- What the task asks: Tally the lines below that contain "index". The number is the whole answer.

- Data section:
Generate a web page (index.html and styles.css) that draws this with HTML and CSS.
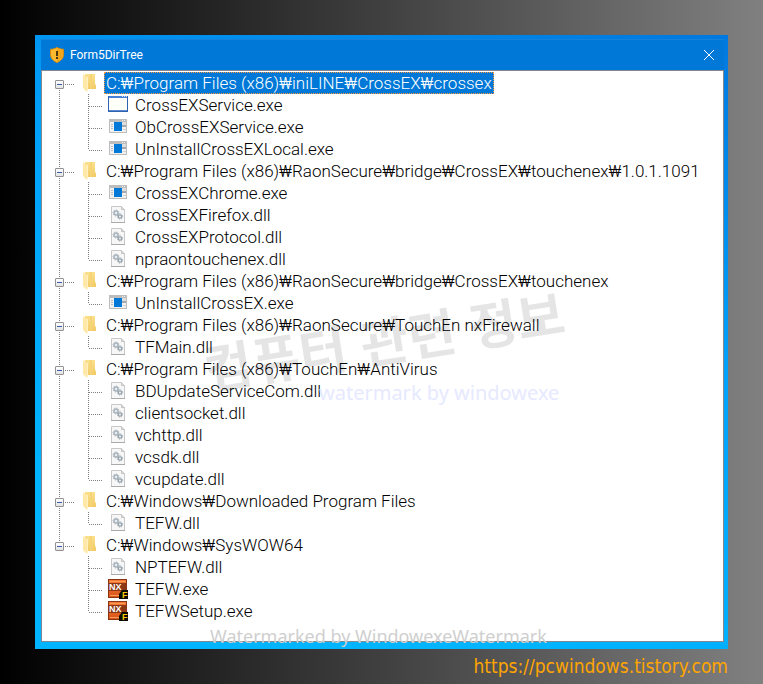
FILE: index.html
```html
<!DOCTYPE html>
<html lang="ko">
<head>
    <meta charset="UTF-8">
    <title>Form5DirTree</title>
    <link rel="stylesheet" href="styles.css">
</head>
<body>
    <!-- アイコン定義 -->
    <svg class="sprite" aria-hidden="true">
        <defs>
            <linearGradient id="folderFront" x1="0" y1="0" x2="0" y2="1">
                <stop offset="0" stop-color="#fbe08c"/>
                <stop offset="1" stop-color="#f2cb68"/>
            </linearGradient>
            <linearGradient id="nxPlate" x1="0" y1="0" x2="0" y2="1">
                <stop offset="0" stop-color="#f47a34"/>
                <stop offset="1" stop-color="#d9541a"/>
            </linearGradient>
        </defs>
        <symbol id="folder" viewBox="0 0 20 20">
            <path d="M5 1h10v10l1 1v4H5z" fill="url(#folderFront)"/>
            <path d="M10 1h2v15h-2z" fill="#f5d377"/>
            <path d="M3 1l4 3v15l-4-4z" fill="#ffe8a8"/>
            <path d="M7 4h1v13l-1 2z" fill="#fff0c4"/>
        </symbol>
        <symbol id="window" viewBox="0 0 20 20">
            <rect x="0" y="1" width="20" height="16" fill="#2f62b3"/>
            <rect x="1" y="1" width="18" height="2" fill="#4680d8"/>
            <rect x="1" y="3" width="18" height="12" fill="#fffffa"/>
            <path d="M14 1h1v1h-1zM16 1h1v1h-1zM18 1h1v1h-1z" fill="#cfe0fa"/>
            <rect x="1" y="15" width="18" height="1" fill="#5c88cc"/>
        </symbol>
        <symbol id="app" viewBox="0 0 20 20">
            <rect x="1" y="2" width="18" height="14" fill="#bdbdbd"/>
            <rect x="2" y="5" width="16" height="10" fill="#f1f1f1"/>
            <path d="M14 3h1v1h-1zM16 3h1v1h-1z" fill="#eee"/>
            <path d="M3 7h2v1H3zM3 9h2v1H3zM3 11h2v1H3z" fill="#b4bec8"/>
            <rect x="6" y="5" width="8" height="9" fill="#0078d7"/>
            <path d="M14 5h4v3h-4z" fill="#dedede"/>
            <path d="M14 8h4v2h-4z" fill="#a3a9af"/>
            <path d="M15 12h3v1h-3z" fill="#d0d0d0"/>
        </symbol>
        <symbol id="dll" viewBox="0 0 20 20">
            <path d="M3.500 1.500h10l3 3v13h-13z" fill="#f7f7f7" stroke="#c8c8c8"/>
            <path d="M13.500 1.500v3h3" fill="#ddd" stroke="#c3c3c3"/>
            <path d="M3 17.500h14" stroke="#aaa" fill="none"/>
            <circle cx="8" cy="8" r="2" fill="#e6ecef" stroke="#a9b4bc" stroke-width="1.500"/>
            <circle cx="8" cy="8" r="3" fill="none" stroke="#a9b4bc" stroke-dasharray="1.200 1.150"/>
            <circle cx="12" cy="11.500" r="1.700" fill="#eef2f4" stroke="#98a4ad" stroke-width="1.300"/>
            <circle cx="12" cy="11.500" r="2.600" fill="none" stroke="#98a4ad" stroke-dasharray="1 1.040"/>
        </symbol>
    </svg>

    <main class="window">
        <header class="titlebar">
            <svg class="shield" viewBox="0 0 16 16" aria-hidden="true">
                <path d="M8 0.500c2 1.200 4.500 1.800 6.500 1.800v5.200c0 4-3 6.500-6.500 8-3.500-1.500-6.500-4-6.500-8V2.300c2 0 4.500-.6 6.500-1.800z" fill="#fdb92d" stroke="#d98b10"/>
                <path d="M8 1.200c2 1 4 1.600 6 1.700v4.600c0 3.500-2.800 5.900-6 7.300z" fill="#f3a51c"/>
                <path d="M7 4h2v5H7zM7 10h2v2H7z" fill="#4a3810"/>
            </svg>
            <h1>Form5DirTree</h1>
            <button class="close" aria-label="닫기">
                <svg viewBox="0 0 12 12" aria-hidden="true"><path d="M1 1l10 10M11 1L1 11"/></svg>
            </button>
        </header>

        <ul class="tree">
            <li>
                <div class="row"><button class="toggle" aria-label="접기"></button><svg class="icon"><use href="#folder"/></svg><span class="label selected">C:₩Program Files (x86)₩iniLINE₩CrossEX₩crossex</span></div>
                <ul class="files">
                    <li class="row"><svg class="icon"><use href="#window"/></svg><span class="label">CrossEXService.exe</span></li>
                    <li class="row"><svg class="icon"><use href="#app"/></svg><span class="label">ObCrossEXService.exe</span></li>
                    <li class="row"><svg class="icon"><use href="#app"/></svg><span class="label">UnInstallCrossEXLocal.exe</span></li>
                </ul>
            </li>
            <li>
                <div class="row"><button class="toggle" aria-label="접기"></button><svg class="icon"><use href="#folder"/></svg><span class="label">C:₩Program Files (x86)₩RaonSecure₩bridge₩CrossEX₩touchenex₩1.0.1.1091</span></div>
                <ul class="files">
                    <li class="row"><svg class="icon"><use href="#app"/></svg><span class="label">CrossEXChrome.exe</span></li>
                    <li class="row"><svg class="icon"><use href="#dll"/></svg><span class="label">CrossEXFirefox.dll</span></li>
                    <li class="row"><svg class="icon"><use href="#dll"/></svg><span class="label">CrossEXProtocol.dll</span></li>
                    <li class="row"><svg class="icon"><use href="#dll"/></svg><span class="label">npraontouchenex.dll</span></li>
                </ul>
            </li>
            <li>
                <div class="row"><button class="toggle" aria-label="접기"></button><svg class="icon"><use href="#folder"/></svg><span class="label">C:₩Program Files (x86)₩RaonSecure₩bridge₩CrossEX₩touchenex</span></div>
                <ul class="files">
                    <li class="row"><svg class="icon"><use href="#app"/></svg><span class="label">UnInstallCrossEX.exe</span></li>
                </ul>
            </li>
            <li>
                <div class="row"><button class="toggle" aria-label="접기"></button><svg class="icon"><use href="#folder"/></svg><span class="label">C:₩Program Files (x86)₩RaonSecure₩TouchEn nxFirewall</span></div>
                <ul class="files">
                    <li class="row"><svg class="icon"><use href="#dll"/></svg><span class="label">TFMain.dll</span></li>
                </ul>
            </li>
            <li>
                <div class="row"><button class="toggle" aria-label="접기"></button><svg class="icon"><use href="#folder"/></svg><span class="label">C:₩Program Files (x86)₩TouchEn₩AntiVirus</span></div>
                <ul class="files">
                    <li class="row"><svg class="icon"><use href="#dll"/></svg><span class="label">BDUpdateServiceCom.dll</span></li>
                    <li class="row"><svg class="icon"><use href="#dll"/></svg><span class="label">clientsocket.dll</span></li>
                    <li class="row"><svg class="icon"><use href="#dll"/></svg><span class="label">vchttp.dll</span></li>
                    <li class="row"><svg class="icon"><use href="#dll"/></svg><span class="label">vcsdk.dll</span></li>
                    <li class="row"><svg class="icon"><use href="#dll"/></svg><span class="label">vcupdate.dll</span></li>
                </ul>
            </li>
            <li>
                <div class="row"><button class="toggle" aria-label="접기"></button><svg class="icon"><use href="#folder"/></svg><span class="label">C:₩Windows₩Downloaded Program Files</span></div>
                <ul class="files">
                    <li class="row"><svg class="icon"><use href="#dll"/></svg><span class="label">TEFW.dll</span></li>
                </ul>
            </li>
            <li>
                <div class="row"><button class="toggle" aria-label="접기"></button><svg class="icon"><use href="#folder"/></svg><span class="label">C:₩Windows₩SysWOW64</span></div>
                <ul class="files">
                    <li class="row"><svg class="icon"><use href="#dll"/></svg><span class="label">NPTEFW.dll</span></li>
                    <li class="row">
                        <svg class="icon" viewBox="0 0 20 20">
                            <rect width="19" height="19" fill="#8a3512"/>
                            <rect x="1" y="1" width="17" height="17" fill="url(#nxPlate)"/>
                            <rect x="1" y="4" width="17" height="8" fill="#8d3815"/>
                            <path d="M2 2.500h15M2 16.500h9" stroke="#f99a55" fill="none"/>
                            <path d="M20 11v9H11v-5l3-4z" fill="#0d0a02"/>
                            <text class="nx-letters" x="1" y="11">NX</text>
                            <text class="f-letter" x="14" y="19">F</text>
                        </svg>
                        <span class="label">TEFW.exe</span>
                    </li>
                    <li class="row">
                        <svg class="icon" viewBox="0 0 20 20">
                            <rect width="19" height="19" fill="#8a3512"/>
                            <rect x="1" y="1" width="17" height="17" fill="url(#nxPlate)"/>
                            <rect x="1" y="4" width="17" height="8" fill="#8d3815"/>
                            <path d="M2 2.500h15M2 16.500h9" stroke="#f99a55" fill="none"/>
                            <path d="M20 11v9H11v-5l3-4z" fill="#0d0a02"/>
                            <text class="nx-letters" x="1" y="11">NX</text>
                            <text class="f-letter" x="14" y="19">F</text>
                        </svg>
                        <span class="label">TEFWSetup.exe</span>
                    </li>
                </ul>
            </li>
        </ul>

        <div class="mark mark-topic">컴퓨터 관련 정보</div>
        <div class="mark mark-site">watermark by windowexe</div>
        <div class="mark mark-tool">Watermarked by WindowexeWatermark</div>
    </main>

    <footer class="source"><a href="https://pcwindows.tistory.com">https://pcwindows.tistory.com</a></footer>
</body>
</html>
```

FILE: styles.css
```css
* {
    box-sizing: border-box;
}

body {
    display: flex;
    flex-direction: column;
    min-height: 100vh;
    margin: 0;
    padding: 35px 35px 0;
    background: linear-gradient(to right, #000, #808080);
    font-family: Roboto, "Noto Sans CJK KR", sans-serif;
    font-size: 17px;
    font-weight: 300;
}

.sprite {
    position: absolute;
    width: 0;
    height: 0;
}

.window {
    position: relative;
    flex: 1;
    display: flex;
    flex-direction: column;
    padding: 4px 4px 7px 6px;
    background: linear-gradient(20deg, #00b4ff 20%, #00a2fa 60%, #0078e0);
}

.titlebar {
    display: flex;
    align-items: center;
    gap: 5px;
    height: 31px;
    padding: 0 9px 0 8px;
    background-color: #0078d7;
    border-top: 1px solid #1683da;
    color: #fff;
}

.titlebar h1 {
    flex: 1;
    margin: 0;
    font-size: 12px;
    font-weight: normal;
}

.shield {
    width: 16px;
    height: 16px;
}

.close {
    display: flex;
    padding: 0;
    border: none;
    background: none;
    cursor: pointer;
}

.close svg {
    width: 12px;
    height: 12px;
    fill: none;
    stroke: #fff;
}

/* ツリー表示 */
.tree,
.files {
    margin: 0;
    padding: 0;
    list-style: none;
}

.tree {
    flex: 1;
    padding: 1px 0 0 13px;
    border: 1px solid #828790;
    background-color: #fff;
    color: #000;
}

.tree > li,
.files > li {
    background-image: repeating-linear-gradient(to bottom, #808080 0 1px, transparent 1px 2px);
    background-repeat: no-repeat;
    background-size: 1px 100%;
}

.tree > li {
    background-position: 4px 0;
}

.tree > li:first-child {
    background-position: 4px 12px;
}

.tree > li:last-child {
    background-size: 1px 12px;
}

.files {
    margin-left: 33px;
}

.files > li:last-child {
    background-size: 1px 12px;
}

.row {
    display: flex;
    align-items: center;
    height: 22px;
}

.row::before {
    content: "";
    order: 1;
    width: 10px;
    height: 1px;
    margin: 2px 5px 0 0;
    background: repeating-linear-gradient(to right, #808080 0 1px, transparent 1px 2px);
}

.files .row::before {
    width: 14px;
    margin-left: 1px;
}

.toggle {
    width: 9px;
    height: 9px;
    margin: 2px 1px 0 0;
    padding: 0;
    border: 1px solid #919191;
    border-radius: 1px;
    background: linear-gradient(#3c5aa8, #3c5aa8) center / 5px 1px no-repeat, linear-gradient(#fff, #e2e2e2);
    cursor: pointer;
}

.icon {
    order: 2;
    width: 20px;
    height: 20px;
}

.label {
    order: 3;
    height: 22px;
    margin-left: 4px;
    padding: 0 2px;
    line-height: 23px;
    white-space: nowrap;
}

.files .label {
    margin-left: 5px;
}

.label.selected {
    outline: 1px dotted #ff9a3c;
    outline-offset: -1px;
    background-color: #0078d7;
    color: #fff;
}

.nx-letters,
.f-letter {
    font-family: "Liberation Sans", sans-serif;
    font-size: 9px;
    font-weight: bold;
}

.nx-letters {
    fill: #fff;
}

.f-letter {
    fill: #f5c800;
}

/* 透かし */
.mark {
    position: absolute;
    font-family: "Noto Sans", sans-serif;
    font-weight: normal;
    white-space: nowrap;
    pointer-events: none;
}

.mark-topic {
    top: 266px;
    left: 167px;
    color: rgba(0, 0, 0, 0.1);
    font-family: "Noto Sans CJK KR", sans-serif;
    font-size: 52px;
    font-weight: bold;
    transform: rotate(-9deg);
}

.mark-site {
    top: 344px;
    left: 284px;
    color: #e6e9ff;
    font-size: 20px;
}

.mark-tool {
    bottom: 1px;
    left: 175px;
    color: #cfcfcf;
    font-size: 18px;
}

.source {
    height: 35px;
    text-align: right;
}

.source a {
    color: #ffa500;
    font-family: "DejaVu Sans Condensed", "DejaVu Sans", sans-serif;
    font-size: 19px;
    font-weight: normal;
    line-height: 35px;
    text-decoration: none;
}
```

- Reply: 2